§ **Set task**:
Gather each line containing the string "React" from these entries.

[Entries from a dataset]
....

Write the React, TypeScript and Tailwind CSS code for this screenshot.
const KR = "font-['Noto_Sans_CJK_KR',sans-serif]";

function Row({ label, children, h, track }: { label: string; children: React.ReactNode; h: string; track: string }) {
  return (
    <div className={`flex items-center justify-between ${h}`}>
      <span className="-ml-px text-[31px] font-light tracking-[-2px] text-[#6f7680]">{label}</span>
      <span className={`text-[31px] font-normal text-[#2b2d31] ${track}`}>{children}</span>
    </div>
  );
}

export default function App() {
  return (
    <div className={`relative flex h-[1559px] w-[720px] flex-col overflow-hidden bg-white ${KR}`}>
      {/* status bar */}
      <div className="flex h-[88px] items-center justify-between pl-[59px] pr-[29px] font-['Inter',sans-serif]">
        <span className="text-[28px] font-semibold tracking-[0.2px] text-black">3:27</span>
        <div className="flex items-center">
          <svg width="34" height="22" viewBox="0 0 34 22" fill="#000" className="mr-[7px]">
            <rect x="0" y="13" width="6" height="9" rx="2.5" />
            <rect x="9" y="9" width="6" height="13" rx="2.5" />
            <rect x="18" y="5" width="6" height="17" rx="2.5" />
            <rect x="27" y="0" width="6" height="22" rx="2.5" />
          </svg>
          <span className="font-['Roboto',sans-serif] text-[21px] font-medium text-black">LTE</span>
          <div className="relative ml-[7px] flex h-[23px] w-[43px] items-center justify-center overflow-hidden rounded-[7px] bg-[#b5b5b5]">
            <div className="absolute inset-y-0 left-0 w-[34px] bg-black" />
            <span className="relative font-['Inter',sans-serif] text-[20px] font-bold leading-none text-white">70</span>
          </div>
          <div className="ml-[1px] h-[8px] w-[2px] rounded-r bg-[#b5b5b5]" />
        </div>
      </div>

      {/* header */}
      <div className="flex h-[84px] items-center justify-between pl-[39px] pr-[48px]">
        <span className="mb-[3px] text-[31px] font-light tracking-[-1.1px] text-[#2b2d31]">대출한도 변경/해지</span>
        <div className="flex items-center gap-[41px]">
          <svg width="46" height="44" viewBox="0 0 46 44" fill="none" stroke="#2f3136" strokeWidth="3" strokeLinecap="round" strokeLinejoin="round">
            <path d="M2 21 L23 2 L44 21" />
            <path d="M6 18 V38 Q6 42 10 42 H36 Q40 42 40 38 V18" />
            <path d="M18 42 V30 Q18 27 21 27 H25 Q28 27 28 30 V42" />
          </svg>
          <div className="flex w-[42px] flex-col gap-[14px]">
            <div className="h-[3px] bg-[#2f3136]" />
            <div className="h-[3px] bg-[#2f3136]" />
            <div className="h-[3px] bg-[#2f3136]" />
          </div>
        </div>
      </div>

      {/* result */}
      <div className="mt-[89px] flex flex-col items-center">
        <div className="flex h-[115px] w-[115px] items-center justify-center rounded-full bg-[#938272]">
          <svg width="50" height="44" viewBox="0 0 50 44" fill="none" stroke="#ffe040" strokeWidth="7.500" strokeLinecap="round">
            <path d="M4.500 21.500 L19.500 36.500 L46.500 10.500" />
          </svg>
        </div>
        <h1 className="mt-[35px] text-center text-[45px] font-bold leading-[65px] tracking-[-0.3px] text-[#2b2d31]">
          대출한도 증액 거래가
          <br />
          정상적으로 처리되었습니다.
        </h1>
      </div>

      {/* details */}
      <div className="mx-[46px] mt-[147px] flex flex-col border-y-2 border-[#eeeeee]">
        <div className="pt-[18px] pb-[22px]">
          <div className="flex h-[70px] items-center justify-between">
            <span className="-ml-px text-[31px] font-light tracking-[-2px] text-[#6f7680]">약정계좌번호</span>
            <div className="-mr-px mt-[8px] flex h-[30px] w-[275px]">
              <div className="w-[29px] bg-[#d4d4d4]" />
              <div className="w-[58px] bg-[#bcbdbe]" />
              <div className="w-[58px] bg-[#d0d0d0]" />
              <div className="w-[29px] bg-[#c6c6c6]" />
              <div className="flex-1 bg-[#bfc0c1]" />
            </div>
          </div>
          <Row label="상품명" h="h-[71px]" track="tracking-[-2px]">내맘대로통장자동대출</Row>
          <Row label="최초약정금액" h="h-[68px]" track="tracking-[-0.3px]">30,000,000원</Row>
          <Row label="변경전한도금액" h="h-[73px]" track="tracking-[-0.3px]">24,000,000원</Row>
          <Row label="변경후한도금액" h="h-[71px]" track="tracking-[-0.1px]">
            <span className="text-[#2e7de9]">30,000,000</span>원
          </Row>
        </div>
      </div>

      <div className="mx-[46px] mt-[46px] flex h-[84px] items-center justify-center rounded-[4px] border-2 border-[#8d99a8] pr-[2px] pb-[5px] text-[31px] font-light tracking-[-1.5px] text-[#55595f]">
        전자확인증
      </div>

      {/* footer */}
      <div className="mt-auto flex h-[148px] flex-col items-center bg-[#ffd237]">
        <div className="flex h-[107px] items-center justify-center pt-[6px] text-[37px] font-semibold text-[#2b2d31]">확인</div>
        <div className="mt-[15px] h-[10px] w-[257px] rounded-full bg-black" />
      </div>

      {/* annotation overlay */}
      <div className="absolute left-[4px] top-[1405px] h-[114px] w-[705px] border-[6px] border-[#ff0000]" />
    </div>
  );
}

....

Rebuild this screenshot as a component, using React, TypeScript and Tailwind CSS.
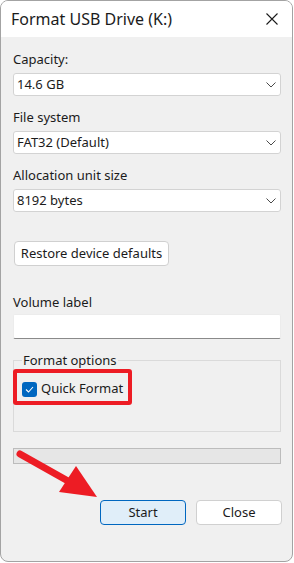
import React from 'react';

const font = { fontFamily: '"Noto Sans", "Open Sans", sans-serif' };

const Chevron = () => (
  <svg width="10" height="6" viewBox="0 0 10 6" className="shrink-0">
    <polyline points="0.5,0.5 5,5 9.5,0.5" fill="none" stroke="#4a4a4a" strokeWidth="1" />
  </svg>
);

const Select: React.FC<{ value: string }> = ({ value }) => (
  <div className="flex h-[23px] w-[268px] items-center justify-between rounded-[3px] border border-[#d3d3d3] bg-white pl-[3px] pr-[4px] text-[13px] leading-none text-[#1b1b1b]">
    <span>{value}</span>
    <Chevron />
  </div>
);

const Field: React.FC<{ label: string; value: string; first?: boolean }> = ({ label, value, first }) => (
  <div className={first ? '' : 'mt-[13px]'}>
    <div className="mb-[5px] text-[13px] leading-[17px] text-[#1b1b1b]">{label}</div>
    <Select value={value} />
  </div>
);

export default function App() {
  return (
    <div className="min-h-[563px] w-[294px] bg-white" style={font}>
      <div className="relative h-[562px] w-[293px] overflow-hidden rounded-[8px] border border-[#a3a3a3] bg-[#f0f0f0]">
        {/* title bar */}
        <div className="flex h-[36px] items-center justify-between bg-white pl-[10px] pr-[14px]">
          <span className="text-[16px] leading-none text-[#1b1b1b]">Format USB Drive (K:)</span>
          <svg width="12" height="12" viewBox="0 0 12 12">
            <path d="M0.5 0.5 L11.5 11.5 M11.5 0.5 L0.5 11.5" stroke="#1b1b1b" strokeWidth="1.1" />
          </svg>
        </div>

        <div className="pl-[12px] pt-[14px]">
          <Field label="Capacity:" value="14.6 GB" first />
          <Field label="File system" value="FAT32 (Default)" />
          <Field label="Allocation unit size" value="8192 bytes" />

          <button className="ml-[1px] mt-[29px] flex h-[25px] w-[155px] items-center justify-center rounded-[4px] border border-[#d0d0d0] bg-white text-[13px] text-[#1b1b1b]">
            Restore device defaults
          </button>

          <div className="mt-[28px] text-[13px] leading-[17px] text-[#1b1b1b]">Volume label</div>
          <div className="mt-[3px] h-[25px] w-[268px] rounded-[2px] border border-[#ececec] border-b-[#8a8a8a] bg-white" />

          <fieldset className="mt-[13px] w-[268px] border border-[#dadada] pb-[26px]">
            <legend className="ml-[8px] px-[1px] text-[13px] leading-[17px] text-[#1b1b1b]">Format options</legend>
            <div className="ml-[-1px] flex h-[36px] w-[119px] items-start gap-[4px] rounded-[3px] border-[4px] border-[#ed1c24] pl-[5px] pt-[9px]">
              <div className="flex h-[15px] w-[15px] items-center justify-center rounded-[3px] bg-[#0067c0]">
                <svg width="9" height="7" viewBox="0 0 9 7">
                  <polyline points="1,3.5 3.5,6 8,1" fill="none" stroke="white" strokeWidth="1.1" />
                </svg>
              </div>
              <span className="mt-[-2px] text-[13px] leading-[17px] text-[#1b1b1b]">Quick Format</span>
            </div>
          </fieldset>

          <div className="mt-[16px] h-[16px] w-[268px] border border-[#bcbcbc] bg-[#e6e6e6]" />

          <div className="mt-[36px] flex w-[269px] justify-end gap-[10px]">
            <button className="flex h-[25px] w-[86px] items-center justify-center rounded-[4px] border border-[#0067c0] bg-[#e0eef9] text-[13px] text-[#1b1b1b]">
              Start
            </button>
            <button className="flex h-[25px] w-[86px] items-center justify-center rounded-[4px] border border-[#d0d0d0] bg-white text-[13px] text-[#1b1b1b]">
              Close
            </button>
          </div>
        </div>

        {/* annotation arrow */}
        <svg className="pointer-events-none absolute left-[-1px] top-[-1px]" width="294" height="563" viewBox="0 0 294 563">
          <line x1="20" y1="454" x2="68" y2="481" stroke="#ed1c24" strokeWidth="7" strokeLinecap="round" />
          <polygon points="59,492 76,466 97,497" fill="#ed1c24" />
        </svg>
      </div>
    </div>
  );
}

....

§ **Solution to the exercise**:
Write the React, TypeScript and Tailwind CSS code for this screenshot.
function Row({ label, children, h, track }: { label: string; children: React.ReactNode; h: string; track: string }) {
Rebuild this screenshot as a component, using React, TypeScript and Tailwind CSS.
import React from 'react';
const Select: React.FC<{ value: string }> = ({ value }) => (
const Field: React.FC<{ label: string; value: string; first?: boolean }> = ({ label, value, first }) => (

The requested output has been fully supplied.